Hacer las leyes! ¡Legislar! Poner las normas que todos han de cumplir bajo penas y sanciones que provoquen temor al castigo. Hoy no hacen más que repetirlo los miembros del gobierno en sus mítines y entrevistas, para asustar y someter a los que no acepten sus imposiciones: «Las Leyes están para cumplirlas». «La democracia se sustenta en el sometimiento a las leyes…». «Los que se sitúan fuera de la Ley, solo merecen la cárcel…».

En los comienzos de la Historia, los encargados de promulgar leyes fueron los dioses, y se las confiaron a los emperadores, a los reyes o a los profetas. Así que conculcarlas llevaba aparejada la muerte y la condenación espiritual. Osiris dictó leyes eternas para que los faraones las hiciesen cumplir a sus súbditos, sirviéndose de los sacerdotes para que las interpretaran. Marduk se las dio a Hammurabi para los caldeos y babilonios; Pan las trasmitió a los emperadores de China y Yâhvêh se las entregó a Moisés para los hijos de Israel, concediendo a los rabinos la facultad de juzgar y condenar en caso de incumplimiento.

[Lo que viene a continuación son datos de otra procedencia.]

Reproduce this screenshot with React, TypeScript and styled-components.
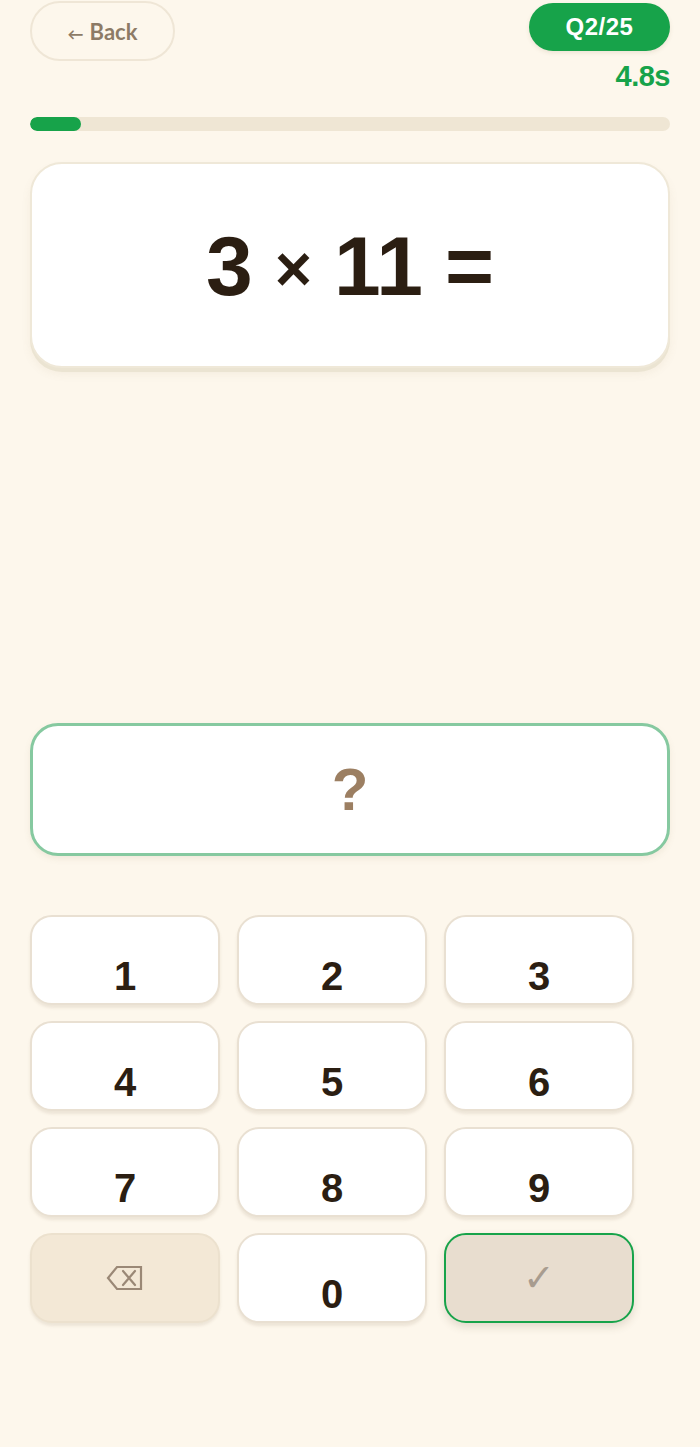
import React from "react";
import styled, { createGlobalStyle } from "styled-components";

const Global = createGlobalStyle`
  html, body { margin: 0; padding: 0; background: #fdf7ec; }
  body { font-family: "Liberation Sans", Arial, sans-serif; }
  #root { min-height: 1447px; }
`;

const Page = styled.div`
  padding: 0 30px;
  display: flex;
  flex-direction: column;
`;

const Header = styled.div`
  display: flex;
  justify-content: space-between;
  align-items: flex-start;
  height: 117px;
`;

const BackButton = styled.button`
  margin-top: 1px;
  width: 145px;
  height: 60px;
  border-radius: 30px;
  border: 2px solid #efe6d6;
  background: #fdf7ec;
  color: #8d7b66;
  font-family: "Lato", "Liberation Sans", sans-serif;
  font-weight: 700;
  font-size: 22px;
  display: flex;
  align-items: center;
  justify-content: center;
  gap: 6px;
  padding: 0;
`;

const Arrow = styled.span`
  font-size: 16px;
  margin-top: 4px;
`;

const Right = styled.div`
  display: flex;
  flex-direction: column;
  align-items: flex-end;
`;

const Badge = styled.div`
  margin-top: 3px;
  width: 141px;
  height: 48px;
  border-radius: 24px;
  background: #17a34a;
  color: #fff;
  font-weight: 700;
  font-size: 24px;
  letter-spacing: 0.5px;
  display: flex;
  align-items: center;
  justify-content: center;
  box-shadow: 0 2px 4px rgba(120, 100, 60, 0.12);
`;

const Timer = styled.div`
  margin-top: 9px;
  color: #17a34a;
  font-weight: 700;
  font-size: 29px;
  line-height: 32px;
  letter-spacing: -0.5px;
`;

const Track = styled.div`
  height: 14px;
  border-radius: 7px;
  background: #efe6d4;
  overflow: hidden;
`;

const Fill = styled.div`
  height: 100%;
  border-radius: 7px;
  background: #17a34a;
`;

const QuestionCard = styled.div`
  margin-top: 31px;
  height: 206px;
  box-sizing: border-box;
  border-radius: 32px;
  background: #fff;
  border: 2px solid #efe8d8;
  box-shadow: 0 4px 0 #ebe4d2, 0 6px 10px rgba(140, 120, 80, 0.08);
  display: flex;
  align-items: center;
  justify-content: center;
`;

const QuestionText = styled.div`
  font-weight: 700;
  font-size: 84px;
  color: #2b1e12;
  word-spacing: -6px;
  margin-top: 2px;
  display: flex;
  align-items: center;
  gap: 22px;
`;

const Times = styled.span`
  font-size: 64px;
  margin-top: 6px;
`;

const AnswerBox = styled.div`
  margin-top: 355px;
  height: 133px;
  box-sizing: border-box;
  border-radius: 28px;
  background: #fff;
  border: 3px solid #86c9a0;
  box-shadow: 0 3px 6px rgba(140, 120, 80, 0.1);
  display: flex;
  align-items: center;
  justify-content: center;
  color: #9c7f62;
  font-weight: 700;
  font-size: 60px;
`;

const Keypad = styled.div`
  margin-top: 59px;
  display: grid;
  grid-template-columns: repeat(3, 190px);
  grid-auto-rows: 90px;
  column-gap: 17px;
  row-gap: 16px;
`;

const Key = styled.button<{ $variant?: "digit" | "delete" | "submit" }>`
  box-sizing: border-box;
  border-radius: 22px;
  font-family: "Liberation Sans", Arial, sans-serif;
  font-weight: 700;
  font-size: 40px;
  color: #2b1e12;
  display: flex;
  align-items: center;
  justify-content: center;
  padding: ${(p) => (p.$variant === "digit" ? "32px 0 0" : "0")};
  background: ${(p) =>
    p.$variant === "delete" ? "#f3e8d6" : p.$variant === "submit" ? "#e8ddcf" : "#ffffff"};
  border: 2px solid
    ${(p) => (p.$variant === "submit" ? "#17a34a" : p.$variant === "delete" ? "#ece1ce" : "#e9e0d2")};
  box-shadow: ${(p) =>
    p.$variant === "submit"
      ? "0 4px 8px rgba(90, 70, 40, 0.16)"
      : "0 3px 3px rgba(140, 120, 90, 0.14)"};
`;

const Check = styled.span`
  color: #a89c8f;
  font-family: "DejaVu Sans", sans-serif;
  font-size: 38px;
  font-weight: 700;
`;

const BackspaceIcon = () => (
  <svg width="38" height="26" viewBox="0 0 38 26" fill="none" stroke="#9a8876" strokeWidth="2.2">
    <path d="M11 2 H35 V24 H11 L2 13 Z" strokeLinejoin="miter" />
    <path d="M17 6 L29 20 M29 6 L17 20" strokeLinecap="round" />
  </svg>
);

export default function App() {
  const digits = ["1", "2", "3", "4", "5", "6", "7", "8", "9"];
  const progress = 2 / 25;
  return (
    <>
      <Global />
      <Page>
        <Header>
          <BackButton>
            <Arrow>←</Arrow>
            <span>Back</span>
          </BackButton>
          <Right>
            <Badge>Q2/25</Badge>
            <Timer>4.8s</Timer>
          </Right>
        </Header>
        <Track>
          <Fill style={{ width: `${progress * 100}%` }} />
        </Track>
        <QuestionCard>
          <QuestionText>
            <span>3</span>
            <Times>×</Times>
            <span>11</span>
            <span>=</span>
          </QuestionText>
        </QuestionCard>
        <AnswerBox>?</AnswerBox>
        <Keypad>
          {digits.map((d) => (
            <Key key={d} $variant="digit">
              {d}
            </Key>
          ))}
          <Key $variant="delete">
            <BackspaceIcon />
          </Key>
          <Key $variant="digit">0</Key>
          <Key $variant="submit">
            <Check>✓</Check>
          </Key>
        </Keypad>
      </Page>
    </>
  );
}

Si todos estos pueblos y gentes hubieran acatado la voluntad de los dioses, y las interpretaciones interesadas de sus colegios sacerdotales, la Historia ya no hubiese evolucionado ni las costumbres hubiesen cambiado a lo largo de los siglos.

Pero los pueblos mediterráneos entendieron que eran ellos, con su sola capacidad humana, quienes debían dar e interpretar las leyes: los arcontes en Atenas, los éforos de Esparta, los patricios, que formaban las curias y el Senado de Roma, etc.. Por esta idea ‘humanística’ sí que fue posible trasgredir las viejas leyes y crear otras nuevas; avanzando hacia metas más amplias, racionales y flexibles en la organización de la polis, de la urbs y la convivencia de los hombres libres.

Por supuesto, el cristianismo conservó en su cuerpo doctrinal la idea del ‘legislador divino’; herencia hebrea del judaísmo tradicional y la trasladó a la estructura política de sus monarquías feudales. San Agustín definió cómo debía ser la ‘Ciudad de Dios’- el ‘Reino Cristiano’ - a base de la propia ‘Ley de Dios’: una monarquía, con leyes fijas - mitad divinas y mitad humanas - y estamentos inalterables según la ‘Voluntas Dei’.

De nuevo la estructura política de la sociedad quedó esclerotizada por el cumplimiento de leyes rígidas, inspiradas en voluntades sobrenaturales; terribles para quien no las cumpliesen: la Santa Inquisición se ocupó de su interpretación y custodia.

Solo en la Era de las Revoluciones, el mundo occidental europeo desestimó definitivamente el ‘Derecho Divino’ como única fuente de la Ley y se implantó la división de poderes como norma para establecer un equilibrio entre los que hacían la ley - poder Legislativo -, los que la promulgaban y aplicaban - poder Ejecutivo - y quienes la interpretaban y juzgaban- poder Judicial -. Aunque, como dice el axioma castellano, “Quien hace la Ley, hace la trampa”. Indicándonos que los legisladores no proponen y promulgan leyes sin posibilidad de ‘saltarlas’ o ‘rodearlas’ impunemente; pues prevén que algún día deberán abandonar la impunidad de sus cargos y podrían verse imputados por las propias normas que ellos aprueban.

No creo necesario subrayar los numerosos casos de diputados y senadores que exigen el estricto cumplimiento de las leyes a sus oponentes y luego ellos conculcan las que están vigentes: véase, por ejemplo, lo que pasa con la Ley de Memoria Histórica y su tratamiento por los responsables del gobierno.